BEGIN The data

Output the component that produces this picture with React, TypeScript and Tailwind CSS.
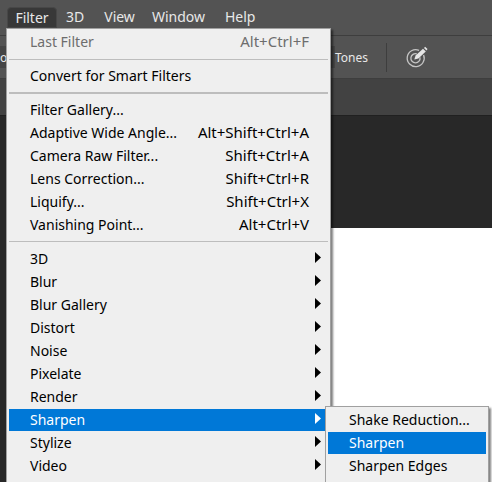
import React from "react";

type Item = { label: string; keys?: string; sub?: boolean; active?: boolean; disabled?: boolean };

const groups: Item[][] = [
  [{ label: "Last Filter", keys: "Alt+Ctrl+F", disabled: true }],
  [{ label: "Convert for Smart Filters" }],
  [
    { label: "Filter Gallery..." },
    { label: "Adaptive Wide Angle...", keys: "Alt+Shift+Ctrl+A" },
    { label: "Camera Raw Filter...", keys: "Shift+Ctrl+A" },
    { label: "Lens Correction...", keys: "Shift+Ctrl+R" },
    { label: "Liquify...", keys: "Shift+Ctrl+X" },
    { label: "Vanishing Point...", keys: "Alt+Ctrl+V" },
  ],
  [
    { label: "3D", sub: true },
    { label: "Blur", sub: true },
    { label: "Blur Gallery", sub: true },
    { label: "Distort", sub: true },
    { label: "Noise", sub: true },
    { label: "Pixelate", sub: true },
    { label: "Render", sub: true },
    { label: "Sharpen", sub: true, active: true },
    { label: "Stylize", sub: true },
    { label: "Video", sub: true },
  ],
];

const separators = ["mt-1.5 mb-[5px] h-px", "mt-[5px] mb-[5px] h-0.5", "mt-[5px] mb-1.5 h-px"];

function Arrow() {
  return (
    <svg className="mb-1 h-[11px] w-1.5 fill-current" viewBox="0 0 6 11" aria-hidden="true">
      <path d="M0 0 L6 5.5 L0 11 Z" />
    </svg>
  );
}

function MenuItem({ item }: { item: Item }) {
  const tone = item.active
    ? "bg-[#0078d7] text-white"
    : item.disabled
      ? "text-[#6d6d6d]"
      : "text-black";
  return (
    <button
      type="button"
      role="menuitem"
      disabled={item.disabled}
      className={`mb-px flex h-[22px] w-full items-center justify-between pr-[7px] pl-[21px] whitespace-nowrap ${tone}`}
    >
      <span>{item.label}</span>
      {item.keys && <span className="pr-3 text-[15px]">{item.keys}</span>}
      {item.sub && <Arrow />}
    </button>
  );
}

function TargetPen() {
  return (
    <svg className="h-[22px] w-[22px]" viewBox="0 0 22 22" fill="none" aria-hidden="true">
      <path d="M13 4.3 A8.5 8.5 0 1 0 17.6 9" stroke="#c4c4c4" strokeWidth="1.3" />
      <path d="M10.8 7.8 A4.6 4.6 0 1 0 14 11.4" stroke="#c4c4c4" strokeWidth="1.3" />
      <path d="M8.3 13.6 L9.6 9.6 L17 2.7 L19.8 5.4 L12.4 12.4 Z" fill="#e6e6e6" />
      <path d="M18 1.9 L19.1 0.8 L21.5 3.1 L20.5 4.4 Z" fill="#e6e6e6" />
    </svg>
  );
}

export default function App() {
  return (
    <div className="relative flex h-screen flex-col overflow-hidden bg-[#282828] font-['Noto_Sans','Open_Sans',sans-serif] text-sm">
      <nav className="flex h-[35px] shrink-0 items-start bg-[#535353] pt-[7px] pl-[7px] text-[#e8e8e8]">
        <button type="button" className="h-[21px] w-[50px] rounded-t-sm border border-[#474747] bg-[#383838] text-center leading-[18px]">Filter</button>
        <button type="button" className="pl-[9px] leading-5">3D</button>
        <button type="button" className="pl-5 leading-5">View</button>
        <button type="button" className="pl-[17px] leading-5">Window</button>
        <button type="button" className="pl-5 leading-5">Help</button>
      </nav>
      <div className="flex h-11 shrink-0 items-center border-y border-[#3e3e3e] bg-[#535353] text-xs text-[#e8e8e8]">
        <span className="flex h-[22px] w-[335px] items-center bg-[#454545] pt-0.5">or</span>
        <span className="pt-0.5">Tones</span>
        <span className="ml-[18px] h-[29px] w-px bg-[#3e3e3e]" />
        <button type="button" aria-label="Target settings" className="ml-[19px]">
          <TargetPen />
        </button>
      </div>
      <div className="h-9 shrink-0 bg-[#424242]" />
      <div className="h-[113px] shrink-0 border-t border-[#202020]" />
      <div className="ml-[60px] flex-1 bg-white" />

      <div
        role="menu"
        aria-label="Filter"
        className="absolute top-7 left-1.5 w-[325px] border border-[#a0a0a0] bg-[#efefef] px-0.5 pt-0.5 pb-6 shadow-[2px_2px_2px_rgba(0,0,0,0.5)]"
      >
        {groups.map((group, i) => (
          <React.Fragment key={group[0].label}>
            {group.map((item) => (
              <MenuItem key={item.label} item={item} />
            ))}
            {i < separators.length && <div role="separator" className={`bg-[#bdbdbd] ${separators[i]}`} />}
          </React.Fragment>
        ))}
      </div>

      <div
        role="menu"
        aria-label="Sharpen"
        className="absolute top-[406px] left-[325px] w-[164px] border border-[#a0a0a0] bg-[#efefef] px-0.5 pt-0.5 pb-6 shadow-[2px_2px_2px_rgba(0,0,0,0.5)]"
      >
        <MenuItem item={{ label: "Shake Reduction..." }} />
        <MenuItem item={{ label: "Sharpen", active: true }} />
        <MenuItem item={{ label: "Sharpen Edges" }} />
      </div>
    </div>
  );
}
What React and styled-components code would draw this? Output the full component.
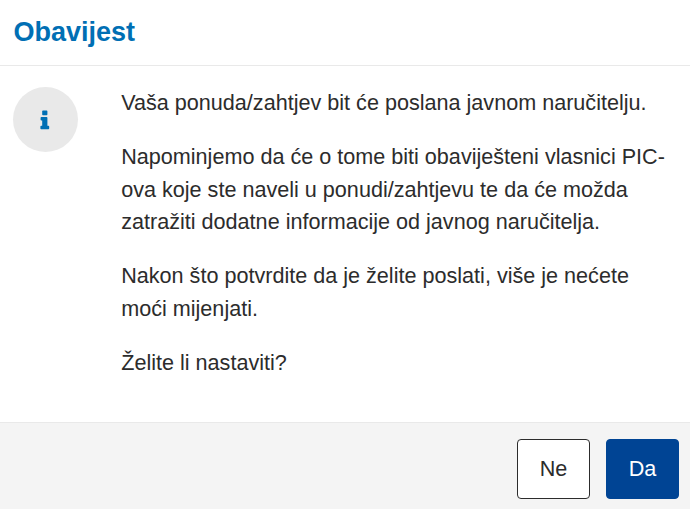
import React from "react";
import styled, { createGlobalStyle } from "styled-components";

const GlobalStyle = createGlobalStyle`
  * { box-sizing: border-box; }
  body { margin: 0; background: #fff; }
`;

const Dialog = styled.section`
  display: flex;
  flex-direction: column;
  width: 690px;
  height: 509px;
  overflow: hidden;
  background: #fff;
  color: #2c2c2c;
  font-family: Arial, "Liberation Sans", sans-serif;
  font-size: 21.6px;
  line-height: 32.5px;
`;

const Header = styled.header`
  flex: none;
  height: 66px;
  padding: 16px 13.5px 0;
  border-bottom: 1px solid #e9e9e9;
`;

const Title = styled.h1`
  margin: 0;
  color: #006fb4;
  font-size: 27px;
  font-weight: 700;
  line-height: 33px;
`;

const Body = styled.main`
  flex: 1;
  display: flex;
  align-items: flex-start;
  gap: 43.2px;
  padding: 21px 13px 0;
`;

const IconBadge = styled.div`
  flex: none;
  display: flex;
  align-items: center;
  justify-content: center;
  width: 65px;
  height: 65px;
  border-radius: 50%;
  background: #e9e9e9;
  color: #006fb4;
`;

const Message = styled.div`
  display: flex;
  flex-direction: column;
  gap: 21.5px;
  white-space: nowrap;
`;

const Paragraph = styled.p`
  margin: 0;
`;

const Footer = styled.footer`
  flex: none;
  display: flex;
  justify-content: flex-end;
  gap: 16px;
  height: 87px;
  padding: 16px 11px 0;
  border-top: 1px solid #e9e9e9;
  background: #f4f4f4;
`;

const Button = styled.button`
  width: 73px;
  height: 60px;
  padding: 1px 0 0;
  border: 1px solid ${(p) => (p.$primary ? "#004494" : "#2c2c2c")};
  border-radius: 4px;
  background: ${(p) => (p.$primary ? "#004494" : "#fff")};
  color: ${(p) => (p.$primary ? "#fff" : "#2c2c2c")};
  font: inherit;
`;

const InfoIcon = () => (
  <svg width="11" height="21" viewBox="0.8 0 11 21" fill="currentColor" aria-hidden="true">
    <rect x="3" y="1.6" width="5.2" height="4.6" rx="0.8" />
    <path d="M2.2 8H7.4Q8.2 8 8.2 8.8V16.8H9.2Q10 16.8 10 17.6V19.5Q10 20.3 9.2 20.3H2Q1.2 20.3 1.2 19.5V17.6Q1.2 16.8 2 16.8H3V11.5H2.2Q1.4 11.5 1.4 10.7V8.8Q1.4 8 2.2 8Z" />
  </svg>
);

const paragraphs = [
  ["Vaša ponuda/zahtjev bit će poslana javnom naručitelju."],
  [
    "Napominjemo da će o tome biti obaviješteni vlasnici PIC-",
    "ova koje ste naveli u ponudi/zahtjevu te da će možda",
    "zatražiti dodatne informacije od javnog naručitelja.",
  ],
  ["Nakon što potvrdite da je želite poslati, više je nećete", "moći mijenjati."],
  ["Želite li nastaviti?"],
];

export default function App() {
  return (
    <>
      <GlobalStyle />
      <Dialog role="dialog" aria-labelledby="title">
        <Header>
          <Title id="title">Obavijest</Title>
        </Header>
        <Body>
          <IconBadge>
            <InfoIcon />
          </IconBadge>
          <Message>
            {paragraphs.map((lines) => (
              <Paragraph key={lines[0]}>
                {lines.map((line, i) => (
                  <React.Fragment key={line}>
                    {i > 0 && <br />}
                    {line}
                  </React.Fragment>
                ))}
              </Paragraph>
            ))}
          </Message>
        </Body>
        <Footer>
          <Button type="button">Ne</Button>
          <Button type="button" $primary>Da</Button>
        </Footer>
      </Dialog>
    </>
  );
}
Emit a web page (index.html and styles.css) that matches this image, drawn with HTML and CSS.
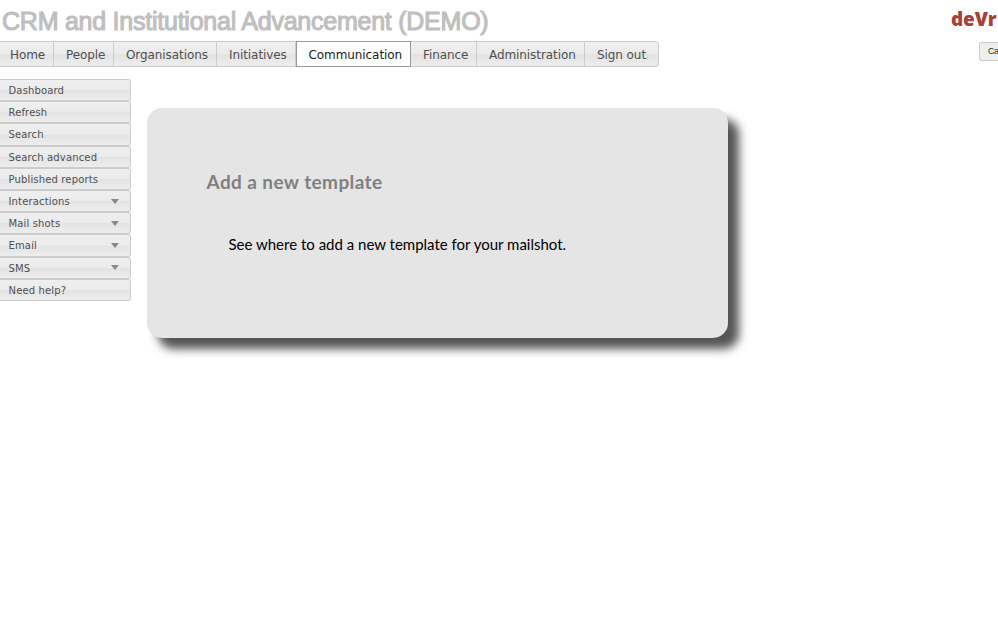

END The data

▶ Written instruction
Please quote the lines of the material, beginning with the first and ending with the one that contains "string; keys?: string;", exactly as written and without any pictures.

▶ Task answer
Output the component that produces this picture with React, TypeScript and Tailwind CSS.
import React from "react";

type Item = { label: string; keys?: string; sub?: boolean; active?: boolean; disabled?: boolean };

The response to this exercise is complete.